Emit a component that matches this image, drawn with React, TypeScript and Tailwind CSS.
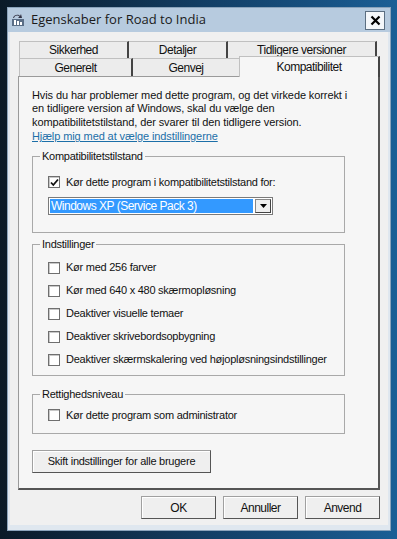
import React from 'react';

const font = { fontFamily: '"Liberation Sans", Arial, sans-serif' };

function Check({ checked = false }: { checked?: boolean }) {
  return (
    <span className="w-[12px] h-[12px] border border-[#6f6f6f] bg-white flex items-center justify-center shrink-0 shadow-[inset_1px_1px_0_#c8c8c8]">
      {checked && (
        <svg width="9" height="9" viewBox="0 0 9 9">
          <path d="M1 4.5 L3.3 7 L8 1.5" stroke="#111" strokeWidth="1.8" fill="none" />
        </svg>
      )}
    </span>
  );
}

function Row({ label, checked, h = 'h-[22px]' }: { label: string; checked?: boolean; h?: string }) {
  return (
    <div className={`flex items-center gap-[6px] whitespace-nowrap ${h}`}>
      <Check checked={checked} />
      <span>{label}</span>
    </div>
  );
}

function Group({ title, children, className }: { title: string; children: React.ReactNode; className?: string }) {
  return (
    <fieldset className={`border border-[#a9a9a9] pl-[15px] pr-[4px] m-0 ${className ?? ''}`}>
      <legend className="px-[2px] ml-[-8px] leading-[13px]">{title}</legend>
      {children}
    </fieldset>
  );
}

function Btn({ children, className }: { children: React.ReactNode; className?: string }) {
  return (
    <div className={`h-[23px] flex items-center justify-center bg-[#efefef] border border-[#a0a0a0] border-r-[#555] border-b-[#555] shadow-[inset_1px_1px_0_#fff] ${className ?? ''}`}>
      {children}
    </div>
  );
}

export default function App() {
  return (
    <div className="w-[397px] h-[539px] overflow-hidden bg-gradient-to-r from-[#0a1a28] via-[#123d63] to-[#1b5f96] pt-[7px] pl-[7px] text-[11px] tracking-[-0.25px] text-[#111]" style={font}>
      <div className="w-[384px] h-[524px] bg-[#dfe7ef] border border-[#8aa3bb] flex flex-col">
        {/* title bar */}
        <div className="h-[24px] bg-[#b7cbdf] flex items-center pl-[3px] pr-[5px] shrink-0">
          <svg width="16" height="14" viewBox="0 0 16 14" className="mr-[4px]">
            <rect x="1" y="6" width="12" height="7" fill="#5a6e86" />
            <rect x="3" y="7" width="2" height="5" fill="#fff" />
            <rect x="6" y="8" width="2" height="4" fill="#fff" />
            <rect x="9" y="9" width="2" height="3" fill="#fff" />
            <path d="M2 5 C3 1 8 1 9 3 L10 1 L11 5 L7 5 L8.5 3.5 C7 2 4 2 3 5 Z" fill="#334" />
          </svg>
          <span className="text-[13px] tracking-normal text-[#1a1a1a]" style={{ fontFamily: '"Open Sans", "Noto Sans", sans-serif' }}>Egenskaber for Road to India</span>
          <div className="ml-auto w-[20px] h-[19px] border border-[#5c6f82] bg-[#f4f7fa] flex items-center justify-center">
            <svg width="11" height="11" viewBox="0 0 11 11">
              <path d="M1.5 1.5 L9.5 9.5 M9.5 1.5 L1.5 9.5" stroke="#000" strokeWidth="2.2" />
            </svg>
          </div>
        </div>

        <div className="flex-1 bg-[#f0f0f0] mx-[2px] mb-[5px] px-[8px] pt-[9px] flex flex-col">
          {/* tabs */}
          <div className="flex h-[17px] text-[12px] tracking-[-0.5px] ml-[1px]">
            <div className="w-[110px] border-t border-l border-[#c0c0c0] border-r-2 border-r-[#444] bg-[#ececec] flex items-center justify-center">Sikkerhed</div>
            <div className="w-[99px] border-t border-[#c0c0c0] border-r-2 border-r-[#444] bg-[#ececec] flex items-center justify-center">Detaljer</div>
            <div className="w-[149px] border-t border-[#c0c0c0] border-r-2 border-r-[#444] bg-[#ececec] flex items-center justify-center">Tidligere versioner</div>
          </div>
          <div className="flex h-[18px] text-[12px] tracking-[-0.5px] ml-[1px] items-end">
            <div className="w-[114px] h-[18px] border-t border-l border-[#c0c0c0] border-r-2 border-r-[#444] bg-[#ececec] flex items-center justify-center">Generelt</div>
            <div className="w-[106px] h-[18px] border-t border-[#c0c0c0] bg-[#ececec] flex items-center justify-center">Genvej</div>
            <div className="w-[141px] h-[21px] border-t border-l border-[#c0c0c0] border-r-2 border-r-[#444] bg-[#f6f6f6] flex items-start justify-center pt-[1px] mb-[-1px] relative z-10">Kompatibilitet</div>
          </div>

          {/* panel */}
          <div className="w-[362px] h-[414px] border border-[#9a9a9a] border-r-2 border-r-[#555] border-b-2 border-b-[#555] bg-[#f6f6f6] px-[13px] pt-[12px] flex flex-col">
            <p className="leading-[13.4px] m-0 tracking-[-0.1px] whitespace-nowrap">
              Hvis du har problemer med dette program, og det virkede korrekt i<br />
              en tidligere version af Windows, skal du vælge den<br />
              kompatibilitetstilstand, der svarer til den tidligere version.
            </p>
            <a className="text-[#1c6fa8] underline mt-[1px] leading-[13px] tracking-[-0.1px]">Hjælp mig med at vælge indstillingerne</a>

            <Group title="Kompatibilitetstilstand" className="mt-[7px] h-[83px] w-[313px]">
              <div className="mt-[8px]">
                <Row label="Kør dette program i kompatibilitetstilstand for:" checked />
              </div>
              <div className="mt-[4px] w-[225px] h-[18px] border border-[#7a7a7a] bg-white flex items-center p-[1px]">
                <div className="flex-1 h-full bg-[#3399ff] text-white flex items-center pl-[1px] text-[12px] tracking-[-0.5px]">Windows XP (Service Pack 3)</div>
                <div className="w-[16px] h-full ml-[2px] border border-[#888] border-r-[#444] border-b-[#444] bg-[#efefef] flex items-center justify-center">
                  <svg width="7" height="4" viewBox="0 0 7 4"><path d="M0 0 H7 L3.5 4 Z" fill="#000" /></svg>
                </div>
              </div>
            </Group>

            <Group title="Indstillinger" className="mt-[5px] h-[138px] w-[313px]">
              <div className="mt-[5px] flex flex-col">
                <Row h="h-[23px]" label="Kør med 256 farver" />
                <Row h="h-[23px]" label="Kør med 640 x 480 skærmopløsning" />
                <Row h="h-[23px]" label="Deaktiver visuelle temaer" />
                <Row h="h-[23px]" label="Deaktiver skrivebordsopbygning" />
                <Row h="h-[23px]" label="Deaktiver skærmskalering ved højopløsningsindstillinger" />
              </div>
            </Group>

            <Group title="Rettighedsniveau" className="mt-[12px] h-[46px] w-[313px]">
              <div className="mt-[3px]">
                <Row label="Kør dette program som administrator" />
              </div>
            </Group>

            <Btn className="mt-[16px] w-[179px] h-[22px]">Skift indstillinger for alle brugere</Btn>
          </div>

          {/* bottom buttons */}
          <div className="flex justify-end gap-[7px] mt-[6px] w-[362px] text-[12px] tracking-[-0.5px]">
            <Btn className="w-[75px] border-[#222] border-r-[#222] border-b-[#222]">OK</Btn>
            <Btn className="w-[75px]">Annuller</Btn>
            <Btn className="w-[75px]">Anvend</Btn>
          </div>
        </div>
      </div>
    </div>
  );
}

• • • • • • •

**DIRECTIONS:** Copy the data word for word. Pictures do not go in the copy.

**SOLVED EXERCISE:**
Emit a component that matches this image, drawn with React, TypeScript and Tailwind CSS.
import React from 'react';

const font = { fontFamily: '"Liberation Sans", Arial, sans-serif' };

function Check({ checked = false }: { checked?: boolean }) {
  return (
    <span className="w-[12px] h-[12px] border border-[#6f6f6f] bg-white flex items-center justify-center shrink-0 shadow-[inset_1px_1px_0_#c8c8c8]">
      {checked && (
        <svg width="9" height="9" viewBox="0 0 9 9">
          <path d="M1 4.5 L3.3 7 L8 1.5" stroke="#111" strokeWidth="1.8" fill="none" />
        </svg>
      )}
    </span>
  );
}

function Row({ label, checked, h = 'h-[22px]' }: { label: string; checked?: boolean; h?: string }) {
  return (
    <div className={`flex items-center gap-[6px] whitespace-nowrap ${h}`}>
      <Check checked={checked} />
      <span>{label}</span>
    </div>
  );
}

function Group({ title, children, className }: { title: string; children: React.ReactNode; className?: string }) {
  return (
    <fieldset className={`border border-[#a9a9a9] pl-[15px] pr-[4px] m-0 ${className ?? ''}`}>
      <legend className="px-[2px] ml-[-8px] leading-[13px]">{title}</legend>
      {children}
    </fieldset>
  );
}

function Btn({ children, className }: { children: React.ReactNode; className?: string }) {
  return (
    <div className={`h-[23px] flex items-center justify-center bg-[#efefef] border border-[#a0a0a0] border-r-[#555] border-b-[#555] shadow-[inset_1px_1px_0_#fff] ${className ?? ''}`}>
      {children}
    </div>
  );
}

export default function App() {
  return (
    <div className="w-[397px] h-[539px] overflow-hidden bg-gradient-to-r from-[#0a1a28] via-[#123d63] to-[#1b5f96] pt-[7px] pl-[7px] text-[11px] tracking-[-0.25px] text-[#111]" style={font}>
      <div className="w-[384px] h-[524px] bg-[#dfe7ef] border border-[#8aa3bb] flex flex-col">
        {/* title bar */}
        <div className="h-[24px] bg-[#b7cbdf] flex items-center pl-[3px] pr-[5px] shrink-0">
          <svg width="16" height="14" viewBox="0 0 16 14" className="mr-[4px]">
            <rect x="1" y="6" width="12" height="7" fill="#5a6e86" />
            <rect x="3" y="7" width="2" height="5" fill="#fff" />
            <rect x="6" y="8" width="2" height="4" fill="#fff" />
            <rect x="9" y="9" width="2" height="3" fill="#fff" />
            <path d="M2 5 C3 1 8 1 9 3 L10 1 L11 5 L7 5 L8.5 3.5 C7 2 4 2 3 5 Z" fill="#334" />
          </svg>
          <span className="text-[13px] tracking-normal text-[#1a1a1a]" style={{ fontFamily: '"Open Sans", "Noto Sans", sans-serif' }}>Egenskaber for Road to India</span>
          <div className="ml-auto w-[20px] h-[19px] border border-[#5c6f82] bg-[#f4f7fa] flex items-center justify-center">
            <svg width="11" height="11" viewBox="0 0 11 11">
              <path d="M1.5 1.5 L9.5 9.5 M9.5 1.5 L1.5 9.5" stroke="#000" strokeWidth="2.2" />
            </svg>
          </div>
        </div>

        <div className="flex-1 bg-[#f0f0f0] mx-[2px] mb-[5px] px-[8px] pt-[9px] flex flex-col">
          {/* tabs */}
          <div className="flex h-[17px] text-[12px] tracking-[-0.5px] ml-[1px]">
            <div className="w-[110px] border-t border-l border-[#c0c0c0] border-r-2 border-r-[#444] bg-[#ececec] flex items-center justify-center">Sikkerhed</div>
            <div className="w-[99px] border-t border-[#c0c0c0] border-r-2 border-r-[#444] bg-[#ececec] flex items-center justify-center">Detaljer</div>
            <div className="w-[149px] border-t border-[#c0c0c0] border-r-2 border-r-[#444] bg-[#ececec] flex items-center justify-center">Tidligere versioner</div>
          </div>
          <div className="flex h-[18px] text-[12px] tracking-[-0.5px] ml-[1px] items-end">
            <div className="w-[114px] h-[18px] border-t border-l border-[#c0c0c0] border-r-2 border-r-[#444] bg-[#ececec] flex items-center justify-center">Generelt</div>
            <div className="w-[106px] h-[18px] border-t border-[#c0c0c0] bg-[#ececec] flex items-center justify-center">Genvej</div>
            <div className="w-[141px] h-[21px] border-t border-l border-[#c0c0c0] border-r-2 border-r-[#444] bg-[#f6f6f6] flex items-start justify-center pt-[1px] mb-[-1px] relative z-10">Kompatibilitet</div>
          </div>

          {/* panel */}
          <div className="w-[362px] h-[414px] border border-[#9a9a9a] border-r-2 border-r-[#555] border-b-2 border-b-[#555] bg-[#f6f6f6] px-[13px] pt-[12px] flex flex-col">
            <p className="leading-[13.4px] m-0 tracking-[-0.1px] whitespace-nowrap">
              Hvis du har problemer med dette program, og det virkede korrekt i<br />
              en tidligere version af Windows, skal du vælge den<br />
              kompatibilitetstilstand, der svarer til den tidligere version.
            </p>
            <a className="text-[#1c6fa8] underline mt-[1px] leading-[13px] tracking-[-0.1px]">Hjælp mig med at vælge indstillingerne</a>

            <Group title="Kompatibilitetstilstand" className="mt-[7px] h-[83px] w-[313px]">
              <div className="mt-[8px]">
                <Row label="Kør dette program i kompatibilitetstilstand for:" checked />
              </div>
              <div className="mt-[4px] w-[225px] h-[18px] border border-[#7a7a7a] bg-white flex items-center p-[1px]">
                <div className="flex-1 h-full bg-[#3399ff] text-white flex items-center pl-[1px] text-[12px] tracking-[-0.5px]">Windows XP (Service Pack 3)</div>
                <div className="w-[16px] h-full ml-[2px] border border-[#888] border-r-[#444] border-b-[#444] bg-[#efefef] flex items-center justify-center">
                  <svg width="7" height="4" viewBox="0 0 7 4"><path d="M0 0 H7 L3.5 4 Z" fill="#000" /></svg>
                </div>
              </div>
            </Group>

            <Group title="Indstillinger" className="mt-[5px] h-[138px] w-[313px]">
              <div className="mt-[5px] flex flex-col">
                <Row h="h-[23px]" label="Kør med 256 farver" />
                <Row h="h-[23px]" label="Kør med 640 x 480 skærmopløsning" />
                <Row h="h-[23px]" label="Deaktiver visuelle temaer" />
                <Row h="h-[23px]" label="Deaktiver skrivebordsopbygning" />
                <Row h="h-[23px]" label="Deaktiver skærmskalering ved højopløsningsindstillinger" />
              </div>
            </Group>

            <Group title="Rettighedsniveau" className="mt-[12px] h-[46px] w-[313px]">
              <div className="mt-[3px]">
                <Row label="Kør dette program som administrator" />
              </div>
            </Group>

            <Btn className="mt-[16px] w-[179px] h-[22px]">Skift indstillinger for alle brugere</Btn>
          </div>

          {/* bottom buttons */}
          <div className="flex justify-end gap-[7px] mt-[6px] w-[362px] text-[12px] tracking-[-0.5px]">
            <Btn className="w-[75px] border-[#222] border-r-[#222] border-b-[#222]">OK</Btn>
            <Btn className="w-[75px]">Annuller</Btn>
            <Btn className="w-[75px]">Anvend</Btn>
          </div>
        </div>
      </div>
    </div>
  );
}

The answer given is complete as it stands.